WHAT TO PRODUCE – Your task is to transcribe all of the data below exactly, omitting the images.

SOURCE EXCERPT –
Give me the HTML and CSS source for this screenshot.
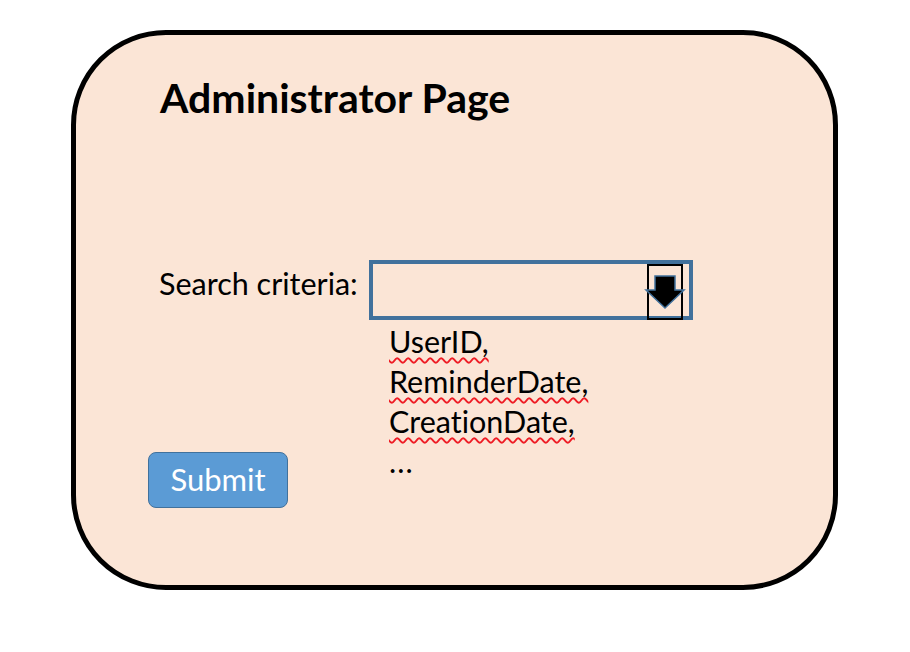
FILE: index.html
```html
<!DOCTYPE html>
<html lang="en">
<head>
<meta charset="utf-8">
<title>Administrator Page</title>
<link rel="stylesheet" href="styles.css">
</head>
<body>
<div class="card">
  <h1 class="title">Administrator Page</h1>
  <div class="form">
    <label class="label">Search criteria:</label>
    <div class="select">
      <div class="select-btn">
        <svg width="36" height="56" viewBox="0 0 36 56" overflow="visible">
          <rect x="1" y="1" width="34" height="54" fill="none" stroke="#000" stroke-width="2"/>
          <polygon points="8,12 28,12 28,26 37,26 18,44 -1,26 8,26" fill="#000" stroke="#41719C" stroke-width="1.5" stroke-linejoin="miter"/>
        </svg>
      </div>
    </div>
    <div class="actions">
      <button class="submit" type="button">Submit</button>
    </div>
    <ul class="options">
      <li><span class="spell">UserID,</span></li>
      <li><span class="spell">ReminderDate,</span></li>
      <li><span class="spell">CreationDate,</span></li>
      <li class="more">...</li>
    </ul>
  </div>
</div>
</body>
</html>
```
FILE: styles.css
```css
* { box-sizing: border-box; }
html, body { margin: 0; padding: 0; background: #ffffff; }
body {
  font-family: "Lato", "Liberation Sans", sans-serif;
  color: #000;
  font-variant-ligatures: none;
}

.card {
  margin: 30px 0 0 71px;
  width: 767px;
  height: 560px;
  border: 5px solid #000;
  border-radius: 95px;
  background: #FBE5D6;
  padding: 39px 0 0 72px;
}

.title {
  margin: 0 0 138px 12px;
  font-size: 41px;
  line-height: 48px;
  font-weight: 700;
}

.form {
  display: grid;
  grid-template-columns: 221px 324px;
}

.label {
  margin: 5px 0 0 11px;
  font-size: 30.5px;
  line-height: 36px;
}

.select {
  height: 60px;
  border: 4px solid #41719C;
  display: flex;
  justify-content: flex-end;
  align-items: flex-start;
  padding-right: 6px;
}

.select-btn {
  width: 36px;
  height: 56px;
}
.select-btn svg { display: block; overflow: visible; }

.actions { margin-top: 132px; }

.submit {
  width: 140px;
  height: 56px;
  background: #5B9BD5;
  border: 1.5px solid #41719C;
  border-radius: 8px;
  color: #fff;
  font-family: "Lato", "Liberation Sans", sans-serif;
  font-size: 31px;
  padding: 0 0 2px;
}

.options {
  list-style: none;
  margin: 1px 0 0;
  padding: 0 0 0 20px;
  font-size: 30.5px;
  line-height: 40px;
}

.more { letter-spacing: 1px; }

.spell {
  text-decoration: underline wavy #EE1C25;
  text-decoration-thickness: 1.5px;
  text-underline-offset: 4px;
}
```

FINISHED TASK –
Give me the HTML and CSS source for this screenshot.
FILE: index.html
```html
<!DOCTYPE html>
<html lang="en">
<head>
<meta charset="utf-8">
<title>Administrator Page</title>
<link rel="stylesheet" href="styles.css">
</head>
<body>
<div class="card">
  <h1 class="title">Administrator Page</h1>
  <div class="form">
    <label class="label">Search criteria:</label>
    <div class="select">
      <div class="select-btn">
        <svg width="36" height="56" viewBox="0 0 36 56" overflow="visible">
          <rect x="1" y="1" width="34" height="54" fill="none" stroke="#000" stroke-width="2"/>
          <polygon points="8,12 28,12 28,26 37,26 18,44 -1,26 8,26" fill="#000" stroke="#41719C" stroke-width="1.5" stroke-linejoin="miter"/>
        </svg>
      </div>
    </div>
    <div class="actions">
      <button class="submit" type="button">Submit</button>
    </div>
    <ul class="options">
      <li><span class="spell">UserID,</span></li>
      <li><span class="spell">ReminderDate,</span></li>
      <li><span class="spell">CreationDate,</span></li>
      <li class="more">...</li>
    </ul>
  </div>
</div>
</body>
</html>
```
FILE: styles.css
```css
* { box-sizing: border-box; }
html, body { margin: 0; padding: 0; background: #ffffff; }
body {
  font-family: "Lato", "Liberation Sans", sans-serif;
  color: #000;
  font-variant-ligatures: none;
}

.card {
  margin: 30px 0 0 71px;
  width: 767px;
  height: 560px;
  border: 5px solid #000;
  border-radius: 95px;
  background: #FBE5D6;
  padding: 39px 0 0 72px;
}

.title {
  margin: 0 0 138px 12px;
  font-size: 41px;
  line-height: 48px;
  font-weight: 700;
}

.form {
  display: grid;
  grid-template-columns: 221px 324px;
}

.label {
  margin: 5px 0 0 11px;
  font-size: 30.5px;
  line-height: 36px;
}

.select {
  height: 60px;
  border: 4px solid #41719C;
  display: flex;
  justify-content: flex-end;
  align-items: flex-start;
  padding-right: 6px;
}

.select-btn {
  width: 36px;
  height: 56px;
}
.select-btn svg { display: block; overflow: visible; }

.actions { margin-top: 132px; }

.submit {
  width: 140px;
  height: 56px;
  background: #5B9BD5;
  border: 1.5px solid #41719C;
  border-radius: 8px;
  color: #fff;
  font-family: "Lato", "Liberation Sans", sans-serif;
  font-size: 31px;
  padding: 0 0 2px;
}

.options {
  list-style: none;
  margin: 1px 0 0;
  padding: 0 0 0 20px;
  font-size: 30.5px;
  line-height: 40px;
}

.more { letter-spacing: 1px; }

.spell {
  text-decoration: underline wavy #EE1C25;
  text-decoration-thickness: 1.5px;
  text-underline-offset: 4px;
}
```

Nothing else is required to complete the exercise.